A textile firm making ground-breaking fabrics from materials such as harvested nettles and recycled coffee sacks has been named a winner of industry’s most coveted award.

Camira Group, which has its headquarters at Mirfield and manufacturing at Meltham, has won its fourth Queen’s Award. It is the second time that the company has been recognised in the category for sustainable development. Camira has also won Queen’s Awards in the past for innovation and international trade.

Camira is among 141 UK businesses and six individual winners of the Queen’s Award this year – the 50th anniversary of the awards. The awards recognise outstanding achievements in the areas of international trade, innovation and sustainable development. This year, 105 firms won for international trade with 24 for innovation and 12 for sustainable development.

David Cameron toured the Camira Fabrics factory on Meltham Mills Road with Jason McCartney, the Conservative candidate for the Colne Valley seat as part of his general election campaigning.

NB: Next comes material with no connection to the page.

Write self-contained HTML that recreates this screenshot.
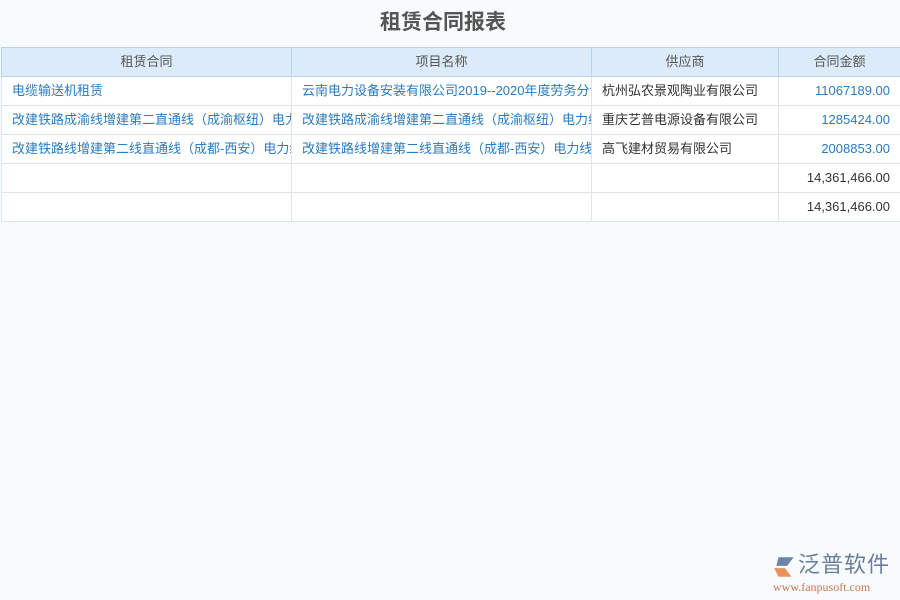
<!DOCTYPE html>
<html><head><meta charset="utf-8"><style>
body{margin:0;width:900px;height:600px;background:#f8fbfd;font-family:"Liberation Sans","Noto Sans CJK SC",sans-serif;position:relative;overflow:hidden}
h1{margin:0;position:absolute;top:9px;left:0;width:886px;text-align:center;font-size:21px;font-weight:bold;color:#555;line-height:28px}
table{position:absolute;top:47px;left:1px;width:899px;border-collapse:collapse;table-layout:fixed;font-size:13px}
td,th{border:1px solid #dde4ea;height:28px;line-height:28px;padding:0 10px;white-space:nowrap;overflow:hidden;background:#fff;vertical-align:middle}
th{background:#dcebf9;border-color:#b8d2ea;font-weight:normal;color:#555}
td{color:#2a7bbf}
td.b{color:#333}
td.r{text-align:right;padding-right:10px}
.logo{position:absolute;left:770px;top:551px}
</style></head><body>
<h1>租赁合同报表</h1>
<table>
<colgroup><col style="width:290px"><col style="width:300px"><col style="width:187px"><col style="width:122px"></colgroup>
<tr><th>租赁合同</th><th>项目名称</th><th>供应商</th><th>合同金额</th></tr>
<tr><td>电缆输送机租赁</td><td>云南电力设备安装有限公司2019--2020年度劳务分包</td><td class="b">杭州弘农景观陶业有限公司</td><td class="r">11067189.00</td></tr>
<tr><td>改建铁路成渝线增建第二直通线（成渝枢纽）电力线</td><td>改建铁路成渝线增建第二直通线（成渝枢纽）电力线路</td><td class="b">重庆艺普电源设备有限公司</td><td class="r">1285424.00</td></tr>
<tr><td>改建铁路线增建第二线直通线（成都-西安）电力线路</td><td>改建铁路线增建第二线直通线（成都-西安）电力线路</td><td class="b">高飞建材贸易有限公司</td><td class="r">2008853.00</td></tr>
<tr><td></td><td></td><td></td><td class="r b">14,361,466.00</td></tr>
<tr><td></td><td></td><td></td><td class="r b">14,361,466.00</td></tr>
</table>
<div class="logo">
<svg width="26" height="24" style="position:absolute;left:2px;top:4px" viewBox="0 0 24 22"><path d="M6 2 L20 2 L14 10 L4 10 Z" fill="#6b86a8"/><path d="M2 12 L12 12 L18 20 L6 20 Z" fill="#e8935a"/></svg>
<div style="position:absolute;left:28px;top:0;font-size:22px;line-height:28px;color:#6b7f99;letter-spacing:1px;white-space:nowrap">泛普软件</div>
<div style="position:absolute;left:3px;top:29px;font-size:12px;line-height:14px;color:#c57a4e;font-family:'Liberation Serif',serif;white-space:nowrap">www.fanpusoft.com</div>
</div>
</body></html>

The latest accolade recognises Camira’s outstanding achievements in sustainable product design, supply chain initiatives, waste saving and recycling as well as people development and corporate social responsibility.

Its latest fabrics are made from wool, flax and recycled coffee bean sacks which are pulled back to fibre,

The firm, which has 650 employees, manufactures more than 8m metres of fabric a year and sells to 70 countries worldwide – providing fabrics for office chairs and dividers in places such as bank and call centres as well as bus and train seats for customers including FirstGroup and the London Underground.

Camira is a pioneer in environmental textiles, innovating a whole range of eco-labelled fabrics made from wool blended

with natural fibres such as nettles and hemp grown on UK farms under licence from the Home Office..

Last year, Camira used more than 4,000 tonnes of raw materials and achieved virtually zero landfill at its largest 210,000sq ft site at Meltham – at the same time reducing both energy consumption and water usage.

The firm runs a modern apprenticeship scheme as part of the Entice Project, which is recognised nationally as a model system to recruit, retain and develop the skills and business stars of the future.

Camira’s charity fund-raising arm, known as Camira Hope, supports Huddersfield’s Forget Me Not Children’s Hospice and Kirkwood Hospice. Further afield, it supports the New Zealand Whale and Dolphin Trust to protect the endangered Hector’s Dolphin.

Commenting on the Queen’s Awards success, Camira chief executive Steve Bullas said: “This is the pinnacle of achievement in terms of recognition for our proactive stance putting sustainable development at the very heart of our business model.

“It not only gives us a unique competitive advantage, but it’s great for our wider stakeholders and the communities in which we work and do business.”